● COLLECTED MATERIAL:
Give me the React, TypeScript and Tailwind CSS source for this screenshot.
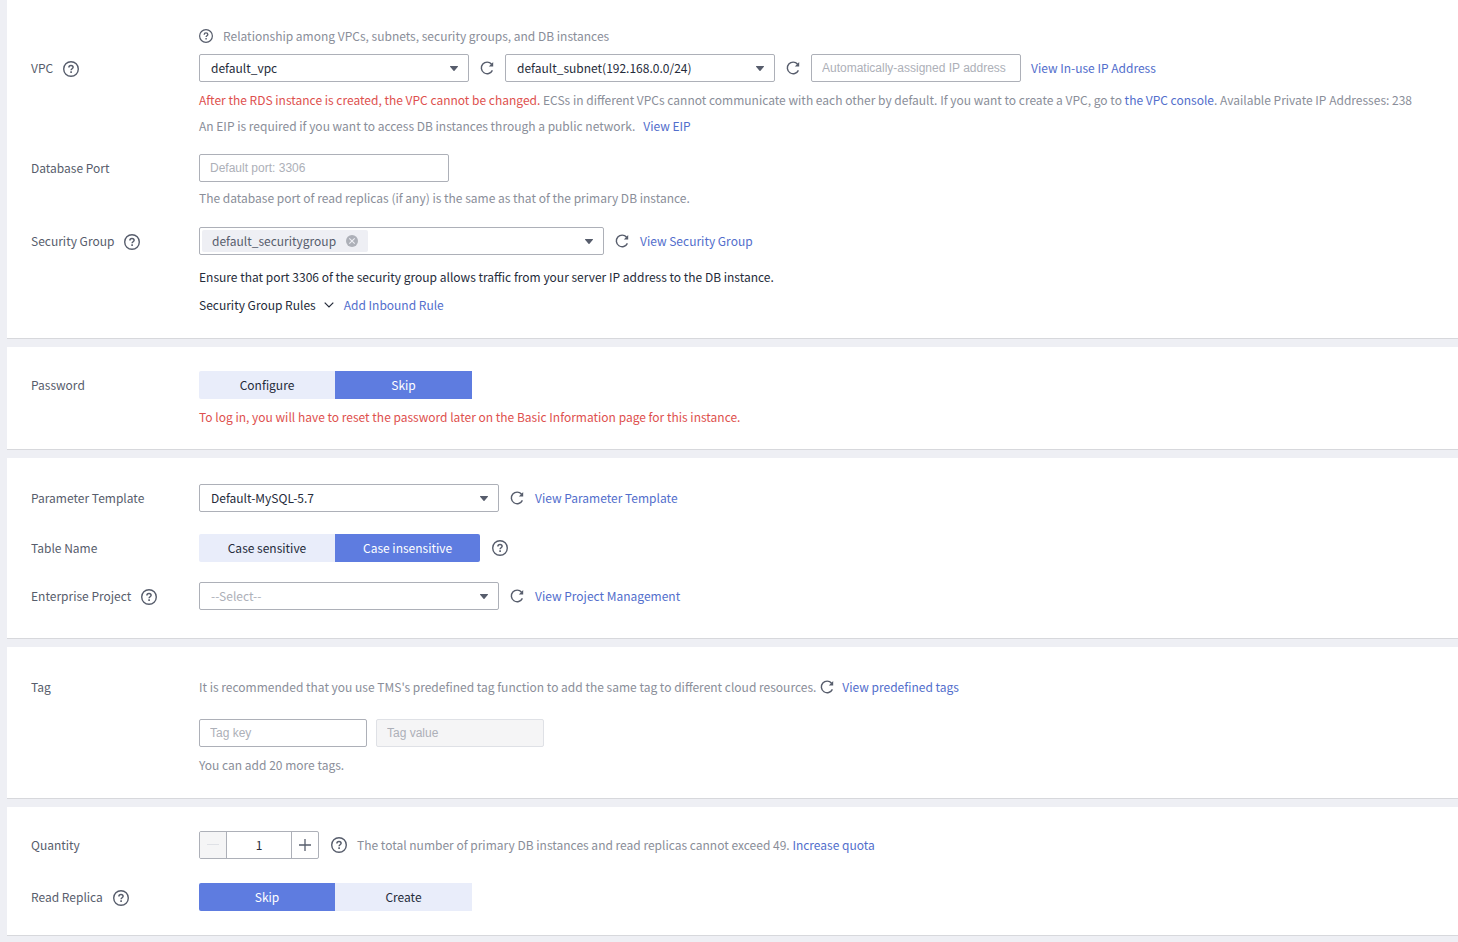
import React, { useState } from "react";
import clsx from "clsx";

const linkClass = "text-[#526ecc] hover:underline";
const hintClass = "leading-5 text-[#8a8e99]";
const inputClass =
  "h-7 rounded-xs border border-[#adb0b8] bg-white px-2.5 font-['Liberation_Sans',sans-serif] outline-none placeholder:text-[#adb0b8] focus:border-[#5e7ce0]";

const HelpIcon = ({ size = 16 }: { size?: number }) => (
  <svg
    width={size}
    height={size}
    viewBox="0 0 16 16"
    fill="none"
    stroke="#575d6c"
    className="shrink-0"
    aria-hidden="true"
  >
    <circle cx="8" cy="8" r="7.3" strokeWidth="1.4" />
    <path
      d="M5.9 6.5c0-1.3 1-2 2.1-2s2.1.7 2.1 1.8c0 1.4-2 1.5-2 2.9"
      strokeWidth="1.5"
    />
    <path d="M8.1 10.3v1.6" strokeWidth="1.6" />
  </svg>
);

const CaretIcon = () => (
  <svg width="8" height="5" viewBox="0 0 8 5" fill="#575d6c" aria-hidden="true">
    <path d="M0.4 0h7.2a.4.4 0 0 1 .3.7L4.5 4.7a.7.7 0 0 1-1 0L.1.7A.4.4 0 0 1 .4 0z" />
  </svg>
);

const RefreshButton = ({ label }: { label: string }) => (
  <button type="button" aria-label={label} className="shrink-0 cursor-pointer">
    <svg width="14" height="14" viewBox="0 0 14 14" fill="none">
      <path
        d="M12.4 9.4A5.8 5.8 0 1 1 11.6 3.2"
        stroke="#575d6c"
        strokeWidth="1.4"
      />
      <path d="M13.2 1v4.4H8.8z" fill="#575d6c" />
    </svg>
  </button>
);

interface SelectProps {
  id: string;
  label?: string;
  options: string[];
  className: string;
  muted?: boolean;
}

const Select: React.FC<SelectProps> = ({
  id,
  label,
  options,
  className,
  muted,
}) => (
  <div className={clsx("relative", className)}>
    <select
      id={id}
      aria-label={label}
      className={clsx(
        "h-7 w-full appearance-none rounded-xs border border-[#adb0b8] bg-white pr-7 pl-[11px] outline-none focus:border-[#5e7ce0]",
        muted ? "text-[#adb0b8]" : "text-[#252b3a]"
      )}
    >
      {options.map((option) => (
        <option key={option}>{option}</option>
      ))}
    </select>
    <span className="pointer-events-none absolute inset-y-0 right-[11px] flex items-center">
      <CaretIcon />
    </span>
  </div>
);

interface ToggleProps {
  label: string;
  options: string[];
  initial: string;
}

const Toggle: React.FC<ToggleProps> = ({ label, options, initial }) => {
  const [selected, setSelected] = useState(initial);

  return (
    <div
      role="group"
      aria-label={label}
      className="flex overflow-hidden rounded-xs"
    >
      {options.map((option) => (
        <button
          key={option}
          type="button"
          aria-pressed={option === selected}
          onClick={() => setSelected(option)}
          className={clsx(
            "h-7 min-w-34 cursor-pointer px-7 last:min-w-[137px]",
            option === selected
              ? "bg-[#5e7ce0] text-white"
              : "bg-[#e9edfa] text-[#252b3a]"
          )}
        >
          {option}
        </button>
      ))}
    </div>
  );
};

interface RowProps {
  label: string;
  htmlFor?: string;
  help?: boolean;
  className?: string;
  labelClassName?: string;
  children: React.ReactNode;
}

const Row: React.FC<RowProps> = ({
  label,
  htmlFor,
  help,
  className,
  labelClassName,
  children,
}) => (
  <div className={clsx("flex", className)}>
    <div
      className={clsx(
        "flex w-42 shrink-0 items-start gap-2.5 leading-7 text-[#575d6c]",
        labelClassName
      )}
    >
      {htmlFor ? <label htmlFor={htmlFor}>{label}</label> : <span>{label}</span>}
      {help && (
        <span className="flex h-7 items-center pt-0.5">
          <HelpIcon />
        </span>
      )}
    </div>
    <div className="min-w-0 flex-1">{children}</div>
  </div>
);

const Section = ({
  className,
  children,
}: {
  className: string;
  children: React.ReactNode;
}) => (
  <section
    className={clsx("border-b border-[#d7d8dc] bg-white px-6", className)}
  >
    {children}
  </section>
);

const QuantityStepper = () => {
  const [quantity, setQuantity] = useState(1);

  return (
    <div className="flex h-7 w-30 overflow-hidden rounded-xs border border-[#adb0b8]">
      <button
        type="button"
        aria-label="Decrease quantity"
        disabled={quantity <= 1}
        onClick={() => setQuantity(quantity - 1)}
        className="flex w-[27px] items-center justify-center border-r border-[#adb0b8] bg-white text-[#575d6c] disabled:bg-[#f5f5f6] disabled:text-[#dfe1e6]"
      >
        <svg width="12" height="12" viewBox="0 0 12 12" stroke="currentColor">
          <path d="M0 5.5h12" />
        </svg>
      </button>
      <input
        id="quantity"
        value={quantity}
        onChange={(e) => setQuantity(Number(e.target.value) || 1)}
        className="min-w-0 flex-1 text-center text-[#252b3a] outline-none"
      />
      <button
        type="button"
        aria-label="Increase quantity"
        onClick={() => setQuantity(quantity + 1)}
        className="flex w-[27px] cursor-pointer items-center justify-center border-l border-[#adb0b8] text-[#575d6c]"
      >
        <svg width="12" height="12" viewBox="0 0 12 12" stroke="currentColor">
          <path d="M0 6h12M6 0v12" strokeWidth="1.3" />
        </svg>
      </button>
    </div>
  );
};

const App: React.FC = () => {
  return (
    <main className="flex min-h-screen flex-col gap-2 bg-[#eeeff4] pl-[7px] font-['Noto_Sans_CJK_SC',sans-serif] text-xs">
      <Section className="pt-[26px] pb-[23px]">
        <Row label="VPC" htmlFor="vpc" help labelClassName="pt-7">
          <p className={clsx("mb-2 flex items-center gap-2.5", hintClass)}>
            <HelpIcon size={14} />
            Relationship among VPCs, subnets, security groups, and DB instances
          </p>
          <div className="flex items-center">
            <Select
              id="vpc"
              options={["default_vpc"]}
              className="mr-[11px] w-[270px]"
            />
            <RefreshButton label="Refresh VPCs" />
            <Select
              id="subnet"
              label="Subnet"
              options={["default_subnet(192.168.0.0/24)"]}
              className="mx-[11px] w-[270px]"
            />
            <RefreshButton label="Refresh subnets" />
            <input
              aria-label="IP address"
              placeholder="Automatically-assigned IP address"
              className={clsx("mr-2.5 ml-[11px] w-[210px]", inputClass)}
            />
            <a href="#in-use-ip" className={linkClass}>
              View In-use IP Address
            </a>
          </div>
          <p className={clsx("mt-2", hintClass)}>
            <span className="text-[#de504e]">
              After the RDS instance is created, the VPC cannot be changed.
            </span>{" "}
            ECSs in different VPCs cannot communicate with each other by default.
            If you want to create a VPC, go to{" "}
            <a href="#vpc-console" className={linkClass}>
              the VPC console
            </a>
            . Available Private IP Addresses: 238
          </p>
          <p className={clsx("mt-1.5", hintClass)}>
            An EIP is required if you want to access DB instances through a
            public network.
            <a href="#eip" className={clsx("ml-2", linkClass)}>
              View EIP
            </a>
          </p>
        </Row>

        <Row label="Database Port" htmlFor="port" className="mt-[18px]">
          <input
            id="port"
            placeholder="Default port: 3306"
            className={clsx("block w-[250px]", inputClass)}
          />
          <p className={clsx("mt-1.5", hintClass)}>
            The database port of read replicas (if any) is the same as that of
            the primary DB instance.
          </p>
        </Row>

        <Row label="Security Group" help className="mt-[19px]">
          <div className="flex items-center">
            <div className="mr-[11px] flex h-7 w-[405px] items-center rounded-xs border border-[#adb0b8] pl-0.5">
              <span className="flex h-[22px] items-center gap-2.5 rounded-xs bg-[#eeeff4] px-2.5 text-[#575d6c]">
                default_securitygroup
                <button
                  type="button"
                  aria-label="Remove default_securitygroup"
                  className="cursor-pointer"
                >
                  <svg width="12" height="12" viewBox="0 0 12 12">
                    <circle cx="6" cy="6" r="6" fill="#adb0b8" />
                    <path
                      d="M3.3 3.3l5.4 5.4M8.7 3.3L3.3 8.7"
                      stroke="#eeeff4"
                      strokeWidth="1.1"
                    />
                  </svg>
                </button>
              </span>
              <button
                type="button"
                aria-label="Choose security groups"
                className="flex h-full flex-1 cursor-pointer items-center justify-end pr-2.5"
              >
                <CaretIcon />
              </button>
            </div>
            <RefreshButton label="Refresh security groups" />
            <a href="#security-group" className={clsx("ml-[11px]", linkClass)}>
              View Security Group
            </a>
          </div>
          <p className="mt-3 leading-5 text-[#252b3a]">
            Ensure that port 3306 of the security group allows traffic from your
            server IP address to the DB instance.
          </p>
          <div className="mt-2 flex items-center gap-2.5 leading-5">
            <button
              type="button"
              className="flex cursor-pointer items-center gap-2 text-[#252b3a]"
            >
              Security Group Rules
              <svg
                width="10"
                height="6"
                viewBox="0 0 10 6"
                fill="none"
                stroke="#252b3a"
                strokeWidth="1.2"
              >
                <path d="M0.7 0.7L5 5L9.3 0.7" />
              </svg>
            </button>
            <a href="#inbound-rule" className={linkClass}>
              Add Inbound Rule
            </a>
          </div>
        </Row>
      </Section>

      <Section className="pt-6 pb-[22px]">
        <Row label="Password">
          <Toggle label="Password" options={["Configure", "Skip"]} initial="Skip" />
          <p className="mt-2 leading-5 text-[#de504e]">
            To log in, you will have to reset the password later on the Basic
            Information page for this instance.
          </p>
        </Row>
      </Section>

      <Section className="pt-[26px] pb-7">
        <Row label="Parameter Template" htmlFor="template">
          <div className="flex items-center">
            <Select
              id="template"
              options={["Default-MySQL-5.7"]}
              className="mr-[11px] w-[300px]"
            />
            <RefreshButton label="Refresh parameter templates" />
            <a
              href="#parameter-template"
              className={clsx("ml-[11px]", linkClass)}
            >
              View Parameter Template
            </a>
          </div>
        </Row>
        <Row label="Table Name" className="mt-[22px]">
          <div className="flex items-center gap-3">
            <Toggle
              label="Table Name"
              options={["Case sensitive", "Case insensitive"]}
              initial="Case insensitive"
            />
            <HelpIcon />
          </div>
        </Row>
        <Row label="Enterprise Project" htmlFor="project" help className="mt-5">
          <div className="flex items-center">
            <Select
              id="project"
              options={["--Select--"]}
              className="mr-[11px] w-[300px]"
              muted
            />
            <RefreshButton label="Refresh enterprise projects" />
            <a
              href="#project-management"
              className={clsx("ml-[11px]", linkClass)}
            >
              View Project Management
            </a>
          </div>
        </Row>
      </Section>

      <Section className="pt-[26px] pb-[23px]">
        <Row label="Tag">
          <div className="flex h-7 items-center">
            <p className={clsx("mr-1", hintClass)}>
              It is recommended that you use TMS's predefined tag function to add
              the same tag to different cloud resources.
            </p>
            <RefreshButton label="Refresh tags" />
            <a href="#predefined-tags" className={clsx("ml-2", linkClass)}>
              View predefined tags
            </a>
          </div>
          <div className="mt-[18px] flex gap-[9px]">
            <input
              aria-label="Tag key"
              placeholder="Tag key"
              className={clsx("w-42", inputClass)}
            />
            <input
              aria-label="Tag value"
              placeholder="Tag value"
              disabled
              className="h-7 w-42 rounded-xs border border-[#dfe1e6] bg-[#f5f5f6] px-2.5 font-['Liberation_Sans',sans-serif] placeholder:text-[#adb0b8]"
            />
          </div>
          <p className={clsx("mt-2", hintClass)}>You can add 20 more tags.</p>
        </Row>
      </Section>

      <Section className="py-6">
        <Row label="Quantity" htmlFor="quantity">
          <div className="flex items-center">
            <QuantityStepper />
            <span className="mr-2.5 ml-3">
              <HelpIcon />
            </span>
            <p className={hintClass}>
              The total number of primary DB instances and read replicas cannot
              exceed 49.{" "}
              <a href="#quota" className={linkClass}>
                Increase quota
              </a>
            </p>
          </div>
        </Row>
        <Row label="Read Replica" help className="mt-6">
          <Toggle label="Read Replica" options={["Skip", "Create"]} initial="Skip" />
        </Row>
      </Section>
    </main>
  );
};

export default App;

● THE REQUEST: Copy nothing but the lines from the top of the data down to the line containing "border-[#adb0b8] bg-white px-2.5", and leave the pictures out.

● REPLY:
Give me the React, TypeScript and Tailwind CSS source for this screenshot.
import React, { useState } from "react";
import clsx from "clsx";

const linkClass = "text-[#526ecc] hover:underline";
const hintClass = "leading-5 text-[#8a8e99]";
const inputClass =
  "h-7 rounded-xs border border-[#adb0b8] bg-white px-2.5 font-['Liberation_Sans',sans-serif] outline-none placeholder:text-[#adb0b8] focus:border-[#5e7ce0]";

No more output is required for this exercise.